> _Data supplied_
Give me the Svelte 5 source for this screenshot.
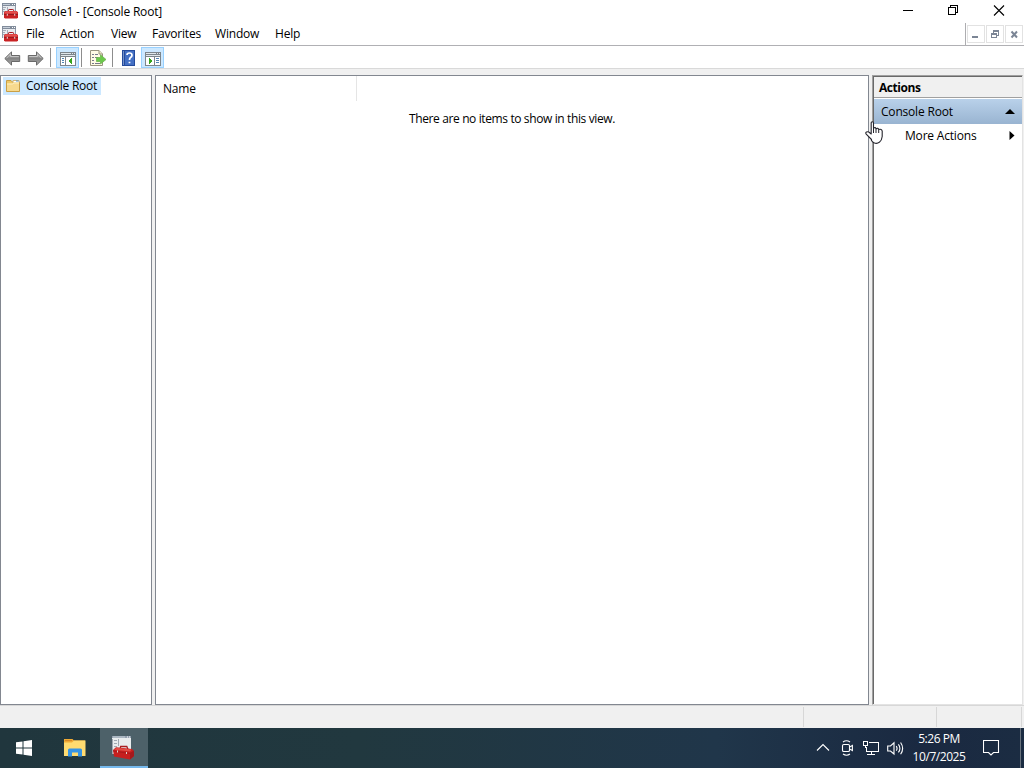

...

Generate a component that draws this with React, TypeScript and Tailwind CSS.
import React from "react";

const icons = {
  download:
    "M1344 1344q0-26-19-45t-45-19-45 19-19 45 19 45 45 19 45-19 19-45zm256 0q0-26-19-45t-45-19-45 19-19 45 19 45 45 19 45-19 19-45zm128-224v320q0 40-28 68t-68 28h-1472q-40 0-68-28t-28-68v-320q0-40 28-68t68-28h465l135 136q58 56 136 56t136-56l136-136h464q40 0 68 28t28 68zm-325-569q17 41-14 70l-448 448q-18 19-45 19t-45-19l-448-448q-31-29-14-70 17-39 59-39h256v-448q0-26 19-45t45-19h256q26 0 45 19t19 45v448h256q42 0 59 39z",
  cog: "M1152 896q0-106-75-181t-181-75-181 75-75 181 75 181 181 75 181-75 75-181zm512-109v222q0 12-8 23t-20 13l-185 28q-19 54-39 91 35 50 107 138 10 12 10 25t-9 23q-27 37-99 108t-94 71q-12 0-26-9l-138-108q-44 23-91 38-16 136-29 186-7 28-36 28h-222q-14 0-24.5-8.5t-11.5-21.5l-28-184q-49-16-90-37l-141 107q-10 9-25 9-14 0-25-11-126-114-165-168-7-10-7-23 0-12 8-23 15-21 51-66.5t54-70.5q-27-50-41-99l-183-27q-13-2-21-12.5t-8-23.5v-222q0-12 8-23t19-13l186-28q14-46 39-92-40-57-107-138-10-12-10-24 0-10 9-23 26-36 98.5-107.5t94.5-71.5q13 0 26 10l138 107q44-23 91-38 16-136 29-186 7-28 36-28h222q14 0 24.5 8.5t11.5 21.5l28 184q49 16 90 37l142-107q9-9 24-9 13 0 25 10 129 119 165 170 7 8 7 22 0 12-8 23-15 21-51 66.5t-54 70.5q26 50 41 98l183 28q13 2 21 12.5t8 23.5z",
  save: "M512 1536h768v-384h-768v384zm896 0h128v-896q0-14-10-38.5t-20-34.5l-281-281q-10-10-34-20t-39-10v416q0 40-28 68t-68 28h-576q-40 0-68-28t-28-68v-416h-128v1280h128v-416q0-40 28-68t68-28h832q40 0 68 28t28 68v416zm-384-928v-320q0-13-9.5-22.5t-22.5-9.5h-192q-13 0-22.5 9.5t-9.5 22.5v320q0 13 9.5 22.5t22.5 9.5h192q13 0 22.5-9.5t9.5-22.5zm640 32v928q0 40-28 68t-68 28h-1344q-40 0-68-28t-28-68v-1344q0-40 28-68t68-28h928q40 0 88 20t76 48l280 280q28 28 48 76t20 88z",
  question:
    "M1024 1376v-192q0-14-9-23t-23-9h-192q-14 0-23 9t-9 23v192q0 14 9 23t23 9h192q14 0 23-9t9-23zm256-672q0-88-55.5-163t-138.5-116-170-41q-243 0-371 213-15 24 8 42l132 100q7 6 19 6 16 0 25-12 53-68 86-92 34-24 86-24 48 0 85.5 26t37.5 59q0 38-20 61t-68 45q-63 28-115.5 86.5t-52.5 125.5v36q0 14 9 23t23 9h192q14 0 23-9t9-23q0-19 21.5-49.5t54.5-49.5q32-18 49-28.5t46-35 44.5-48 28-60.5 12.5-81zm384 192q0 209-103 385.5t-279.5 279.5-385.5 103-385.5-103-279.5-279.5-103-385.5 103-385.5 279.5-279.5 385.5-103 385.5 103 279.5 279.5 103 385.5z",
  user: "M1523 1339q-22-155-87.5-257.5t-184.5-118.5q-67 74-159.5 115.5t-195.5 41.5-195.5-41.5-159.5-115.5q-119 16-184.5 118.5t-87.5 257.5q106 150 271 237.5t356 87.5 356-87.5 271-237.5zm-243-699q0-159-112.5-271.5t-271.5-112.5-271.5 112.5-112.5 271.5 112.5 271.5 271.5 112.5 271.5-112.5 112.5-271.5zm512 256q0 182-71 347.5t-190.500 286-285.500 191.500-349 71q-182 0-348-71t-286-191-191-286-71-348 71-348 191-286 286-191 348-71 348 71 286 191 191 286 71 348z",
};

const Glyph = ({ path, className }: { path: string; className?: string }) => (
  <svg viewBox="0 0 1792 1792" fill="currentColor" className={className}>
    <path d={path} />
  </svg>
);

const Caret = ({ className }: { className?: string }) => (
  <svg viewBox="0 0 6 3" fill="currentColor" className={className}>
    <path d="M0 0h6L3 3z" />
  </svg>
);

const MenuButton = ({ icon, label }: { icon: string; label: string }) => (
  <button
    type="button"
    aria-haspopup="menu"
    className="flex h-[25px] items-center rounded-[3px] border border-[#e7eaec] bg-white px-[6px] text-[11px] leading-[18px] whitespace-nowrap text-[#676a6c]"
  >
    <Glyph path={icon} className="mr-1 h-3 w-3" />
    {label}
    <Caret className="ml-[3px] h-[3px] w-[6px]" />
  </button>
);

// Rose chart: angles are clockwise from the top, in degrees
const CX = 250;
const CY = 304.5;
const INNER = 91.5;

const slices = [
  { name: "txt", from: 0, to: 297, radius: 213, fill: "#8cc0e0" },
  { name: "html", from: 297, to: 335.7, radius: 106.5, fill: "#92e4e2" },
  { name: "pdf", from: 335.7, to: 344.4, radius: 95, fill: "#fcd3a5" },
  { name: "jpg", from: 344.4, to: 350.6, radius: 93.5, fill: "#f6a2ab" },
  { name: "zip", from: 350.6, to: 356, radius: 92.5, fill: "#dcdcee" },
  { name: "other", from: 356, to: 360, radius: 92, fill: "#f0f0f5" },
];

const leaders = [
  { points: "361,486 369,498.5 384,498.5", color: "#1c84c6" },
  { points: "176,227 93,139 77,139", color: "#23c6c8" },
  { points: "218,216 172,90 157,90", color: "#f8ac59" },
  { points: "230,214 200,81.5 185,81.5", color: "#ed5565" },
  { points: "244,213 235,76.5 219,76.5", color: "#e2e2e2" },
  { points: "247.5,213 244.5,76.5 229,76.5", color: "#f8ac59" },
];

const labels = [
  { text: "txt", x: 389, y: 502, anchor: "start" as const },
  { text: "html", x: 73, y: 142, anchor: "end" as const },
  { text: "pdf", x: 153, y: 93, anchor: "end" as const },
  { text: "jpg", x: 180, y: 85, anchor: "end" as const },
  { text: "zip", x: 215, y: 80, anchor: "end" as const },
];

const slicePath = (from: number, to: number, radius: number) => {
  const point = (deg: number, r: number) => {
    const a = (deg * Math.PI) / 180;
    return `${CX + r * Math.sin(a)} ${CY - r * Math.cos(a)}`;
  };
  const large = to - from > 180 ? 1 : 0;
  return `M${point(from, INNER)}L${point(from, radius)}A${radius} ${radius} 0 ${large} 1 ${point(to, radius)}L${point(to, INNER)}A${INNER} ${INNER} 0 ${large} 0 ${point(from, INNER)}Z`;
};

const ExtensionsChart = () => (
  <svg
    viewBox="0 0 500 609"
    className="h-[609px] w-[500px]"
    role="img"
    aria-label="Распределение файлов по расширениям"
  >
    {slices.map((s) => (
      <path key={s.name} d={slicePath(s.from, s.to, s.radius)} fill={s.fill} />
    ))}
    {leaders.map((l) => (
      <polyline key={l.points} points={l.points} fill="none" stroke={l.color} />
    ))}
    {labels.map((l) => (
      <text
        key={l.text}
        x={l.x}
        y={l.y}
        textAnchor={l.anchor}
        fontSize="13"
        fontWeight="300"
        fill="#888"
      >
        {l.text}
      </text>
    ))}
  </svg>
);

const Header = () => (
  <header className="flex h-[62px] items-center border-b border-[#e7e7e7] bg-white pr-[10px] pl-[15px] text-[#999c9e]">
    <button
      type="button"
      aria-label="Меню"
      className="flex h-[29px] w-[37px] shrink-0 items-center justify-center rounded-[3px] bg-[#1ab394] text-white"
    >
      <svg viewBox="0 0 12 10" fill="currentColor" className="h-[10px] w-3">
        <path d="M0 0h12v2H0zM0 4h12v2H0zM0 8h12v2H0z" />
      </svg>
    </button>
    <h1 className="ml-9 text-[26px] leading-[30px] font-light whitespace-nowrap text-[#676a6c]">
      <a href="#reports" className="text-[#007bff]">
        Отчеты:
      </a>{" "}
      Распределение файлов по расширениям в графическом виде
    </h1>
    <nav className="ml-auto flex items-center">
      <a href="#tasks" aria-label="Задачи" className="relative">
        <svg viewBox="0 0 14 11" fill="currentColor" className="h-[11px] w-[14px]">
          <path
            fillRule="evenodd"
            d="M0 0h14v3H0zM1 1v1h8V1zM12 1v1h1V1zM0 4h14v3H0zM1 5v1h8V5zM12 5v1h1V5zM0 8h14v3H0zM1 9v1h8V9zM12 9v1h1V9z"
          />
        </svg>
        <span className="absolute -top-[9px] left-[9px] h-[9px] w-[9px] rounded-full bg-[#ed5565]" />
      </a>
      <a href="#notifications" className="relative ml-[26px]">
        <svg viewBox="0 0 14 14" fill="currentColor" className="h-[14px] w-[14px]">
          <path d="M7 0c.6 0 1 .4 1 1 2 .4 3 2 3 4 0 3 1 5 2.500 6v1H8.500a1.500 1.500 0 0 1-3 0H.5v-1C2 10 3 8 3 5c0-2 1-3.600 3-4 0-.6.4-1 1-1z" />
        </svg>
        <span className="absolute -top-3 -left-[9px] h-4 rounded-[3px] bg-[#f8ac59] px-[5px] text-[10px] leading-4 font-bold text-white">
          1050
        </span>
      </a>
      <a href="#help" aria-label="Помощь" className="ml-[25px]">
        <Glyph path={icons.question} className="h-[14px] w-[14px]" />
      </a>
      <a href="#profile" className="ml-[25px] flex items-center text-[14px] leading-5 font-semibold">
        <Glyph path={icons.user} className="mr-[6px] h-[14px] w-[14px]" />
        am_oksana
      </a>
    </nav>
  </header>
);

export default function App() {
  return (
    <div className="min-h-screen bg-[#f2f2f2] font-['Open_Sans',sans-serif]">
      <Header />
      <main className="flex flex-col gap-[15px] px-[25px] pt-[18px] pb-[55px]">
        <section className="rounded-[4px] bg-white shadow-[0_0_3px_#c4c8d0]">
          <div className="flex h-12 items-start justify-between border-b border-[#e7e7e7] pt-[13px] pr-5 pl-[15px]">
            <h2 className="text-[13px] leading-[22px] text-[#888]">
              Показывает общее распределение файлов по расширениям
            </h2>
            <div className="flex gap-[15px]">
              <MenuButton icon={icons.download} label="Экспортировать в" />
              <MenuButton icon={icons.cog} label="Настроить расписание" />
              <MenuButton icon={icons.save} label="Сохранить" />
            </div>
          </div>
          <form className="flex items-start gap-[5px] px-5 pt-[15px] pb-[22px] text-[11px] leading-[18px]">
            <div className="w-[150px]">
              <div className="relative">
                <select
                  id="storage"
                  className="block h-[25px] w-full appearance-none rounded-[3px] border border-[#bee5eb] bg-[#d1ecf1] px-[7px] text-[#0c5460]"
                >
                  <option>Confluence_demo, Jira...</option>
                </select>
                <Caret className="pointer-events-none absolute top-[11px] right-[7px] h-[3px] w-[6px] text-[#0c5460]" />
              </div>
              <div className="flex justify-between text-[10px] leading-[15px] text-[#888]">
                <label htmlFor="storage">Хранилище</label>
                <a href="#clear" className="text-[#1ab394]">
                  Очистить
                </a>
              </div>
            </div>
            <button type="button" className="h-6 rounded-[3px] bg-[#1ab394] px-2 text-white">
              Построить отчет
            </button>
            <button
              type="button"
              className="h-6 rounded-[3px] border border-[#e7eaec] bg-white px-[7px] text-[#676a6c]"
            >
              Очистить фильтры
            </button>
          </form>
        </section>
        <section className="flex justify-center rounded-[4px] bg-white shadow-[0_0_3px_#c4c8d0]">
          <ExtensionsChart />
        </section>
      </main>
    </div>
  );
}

==

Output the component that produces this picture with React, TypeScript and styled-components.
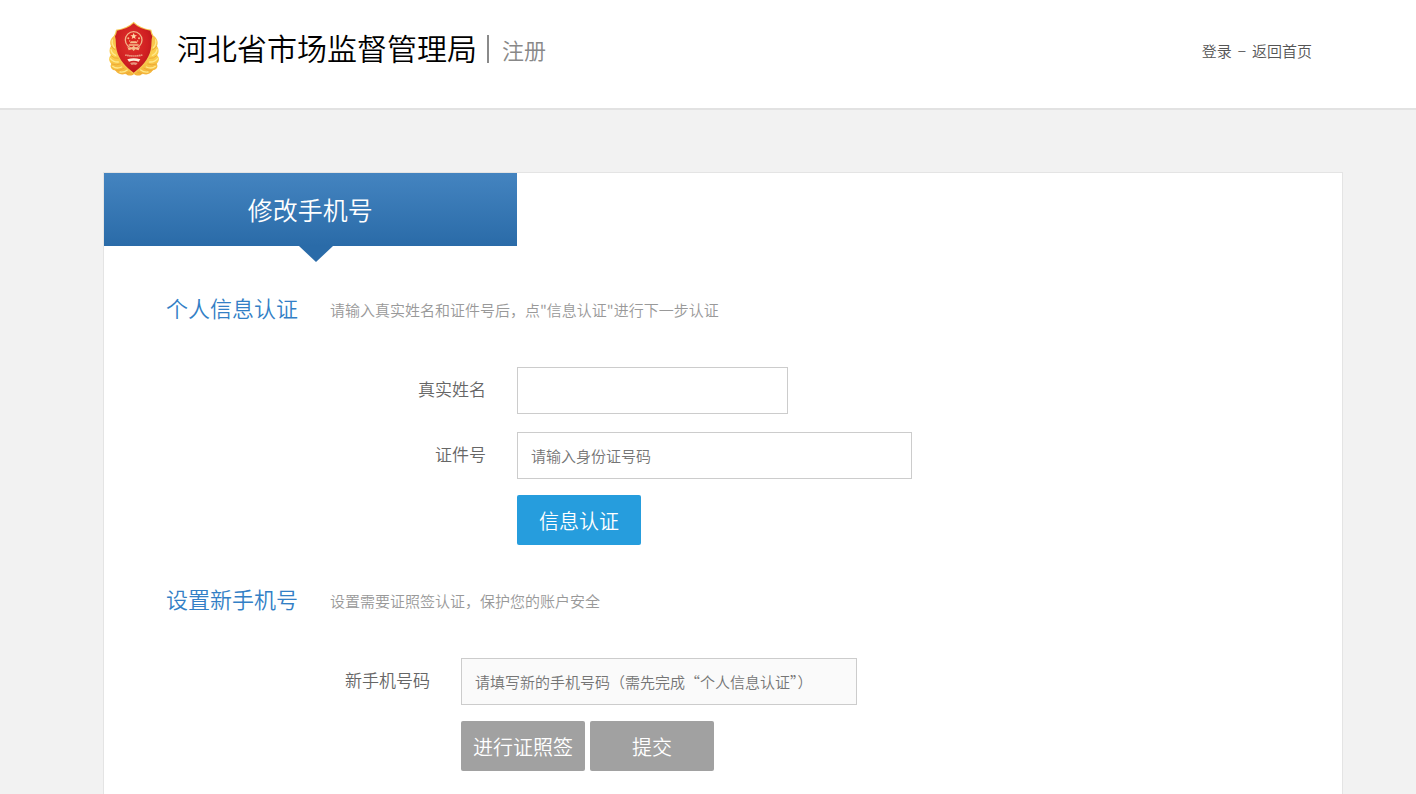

> _Task description_
Begin with the line containing "Generate a component", end with the line containing "import React from", and repeat every line in that stretch exactly.

> _Full response_
Generate a component that draws this with React, TypeScript and Tailwind CSS.
import React from "react";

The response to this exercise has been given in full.